Actually 3.5 stars. I enjoyed the first half of this book much more, in which a series of unreliable narrators lay out the troubled household of Margaret and George Harrison, her companion Aggie, and their upstairs tenants, artist Haworth Lathom and writer John Munting. ‘The Documents in the Case’ starts out as an epistolary novel and as inconsistencies in their accounts pile up, it slowly occurs to the reader that some or all of the letter-writers may be undependable, or at least they have conflicting perspectives. George’s unusual hobby is foraging for unusual foods, particularly mushrooms, with predictable consequences. The second half proceeds as a written account of a murder investigation conducted by Munting and George Harrison’s son from his first marriage, Paul. The character Aggie completely disappears with little explanation, which is odd since hers is the first voice we hear and she’s the first to give us insight into the relationships among the various members of the household. The investigation turns on the science of synthetic poisons and their introduction into food; the “documents” relating to the science try to derive their drama from the novelty, but I missed the household intrigue and emotional interplay. Not one of Sayers’ best, but still an unusual mystery that was worth the time.

Detective Adam Dalgleish and his team—Kate Miskins and Sgt. Benton-Smith—find themselves detailed to Combe Island off the coast of Cornwall to scope out its safety for a visit by the Prime Minister, when the inevitable happens: much-detested writer Nathan Oliver is murdered. Plenty of the staff and guests on this private retreat had motive, but who could have had the strength to display his body in such a startling way? James has written an interesting version of the classic locked room mystery, with mysterious characters, a wild Cornish setting, and a bit of SARS thrown in to complicate the investigation. Kate takes center stage partway through the book, but she’s ready. And Det. Dalgleish spends a fair amount of time in self-examination of his distant relationship with Emma (hence, the three stars). Not one of my favorites, but I appreciated the setting.

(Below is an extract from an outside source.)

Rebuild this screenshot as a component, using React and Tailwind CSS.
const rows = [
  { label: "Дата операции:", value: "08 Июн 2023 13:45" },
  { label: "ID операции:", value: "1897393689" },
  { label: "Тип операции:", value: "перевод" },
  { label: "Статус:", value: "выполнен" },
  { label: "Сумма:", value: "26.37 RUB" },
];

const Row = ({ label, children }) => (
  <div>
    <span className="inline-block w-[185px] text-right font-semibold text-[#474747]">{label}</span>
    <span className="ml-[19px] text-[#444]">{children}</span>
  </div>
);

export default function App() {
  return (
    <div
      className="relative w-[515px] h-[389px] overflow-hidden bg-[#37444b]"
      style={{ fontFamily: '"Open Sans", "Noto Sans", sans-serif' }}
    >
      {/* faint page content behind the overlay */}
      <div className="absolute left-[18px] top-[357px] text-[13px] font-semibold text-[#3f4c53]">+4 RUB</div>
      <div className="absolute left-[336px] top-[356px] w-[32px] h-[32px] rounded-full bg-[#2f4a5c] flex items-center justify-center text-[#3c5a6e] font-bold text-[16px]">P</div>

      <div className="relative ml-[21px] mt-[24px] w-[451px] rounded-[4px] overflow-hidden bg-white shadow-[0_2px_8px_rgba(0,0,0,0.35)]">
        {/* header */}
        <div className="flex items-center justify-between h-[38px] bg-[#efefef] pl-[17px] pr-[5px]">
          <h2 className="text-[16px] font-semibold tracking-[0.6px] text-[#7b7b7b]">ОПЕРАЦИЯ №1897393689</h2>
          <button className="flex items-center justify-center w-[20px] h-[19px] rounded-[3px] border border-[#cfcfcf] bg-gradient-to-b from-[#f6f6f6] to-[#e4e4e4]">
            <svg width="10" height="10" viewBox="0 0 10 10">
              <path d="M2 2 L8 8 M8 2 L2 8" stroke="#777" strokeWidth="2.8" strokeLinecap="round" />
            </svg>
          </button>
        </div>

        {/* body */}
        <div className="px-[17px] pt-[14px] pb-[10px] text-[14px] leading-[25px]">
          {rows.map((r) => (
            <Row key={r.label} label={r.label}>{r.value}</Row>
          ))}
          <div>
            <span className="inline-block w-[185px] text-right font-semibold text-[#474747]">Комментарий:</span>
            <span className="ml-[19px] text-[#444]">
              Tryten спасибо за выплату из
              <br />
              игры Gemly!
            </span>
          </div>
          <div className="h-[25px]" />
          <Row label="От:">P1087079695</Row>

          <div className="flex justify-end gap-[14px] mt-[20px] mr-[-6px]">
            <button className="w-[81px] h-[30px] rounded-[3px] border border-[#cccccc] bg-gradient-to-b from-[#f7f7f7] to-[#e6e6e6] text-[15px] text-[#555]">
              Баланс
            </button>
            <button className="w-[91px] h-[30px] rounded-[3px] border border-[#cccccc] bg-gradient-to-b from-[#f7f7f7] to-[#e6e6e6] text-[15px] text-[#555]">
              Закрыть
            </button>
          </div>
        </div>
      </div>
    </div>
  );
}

Also, thanks to the previous reader who included a handy list of characters on a bookmark—a smart trick that I won’t forget!

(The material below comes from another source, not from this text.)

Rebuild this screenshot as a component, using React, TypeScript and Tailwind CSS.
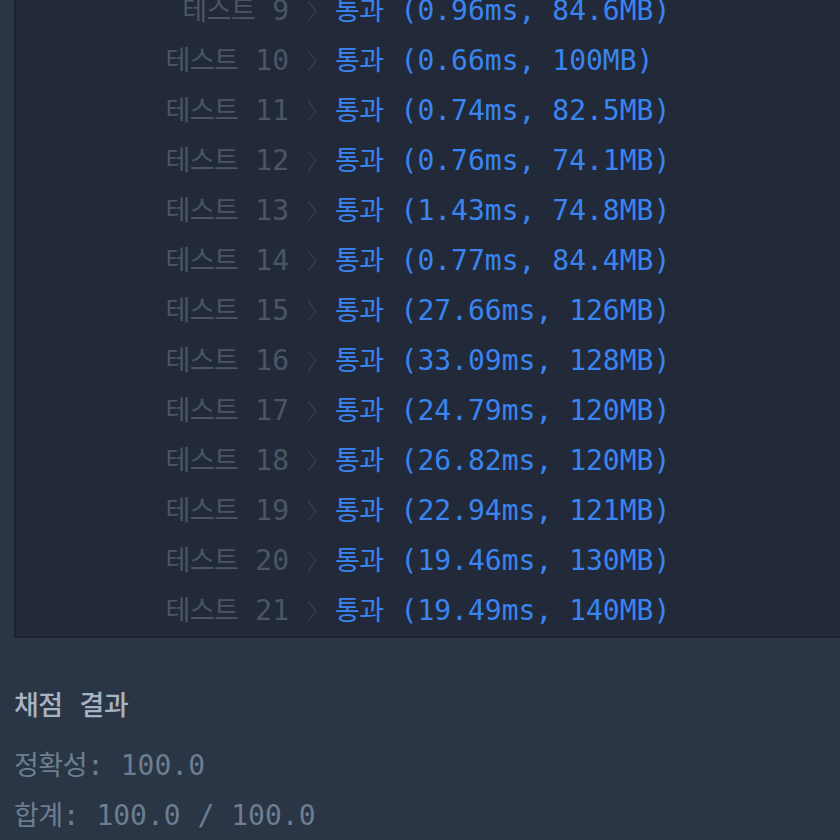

I have enjoyed others of Greene’s novels more than ‘The Quiet American,’ with its almost claustrophobic focus on the relationship between veteran British journalist Thomas Fowler and American fixer Alden Pyle in the very earliest days of the Vietnam War. The two are locked in a contest over Fowler’s “girl” Phuong, who is also a stand-in in Greene’s world for the entire country of Vietnam. But their rivalry is also a metaphor for American and European approaches to war, colonialism, and morality. Pyle may be a “quiet” American in comparison to his brash compatriots, but he is deceptively over-confident of his righteousness, a worldview that leaves no room for the rights and even the lives of others. Fowler cannot help envying Pyle’s confidence, youth, and connections, while deploring his impact in the country, a tension that is exacerbated by Pyle’s saving his life under fire. “I became a bore on the subject of America,” Fowler observes. “It was as if I had been betrayed, but one is not betrayed by an enemy” (132). Ultimately, he must decide whether and how to stop Pyle’s subversion in Vietnam, a decision that engages him in the conflict in ways he had always managed to avoid.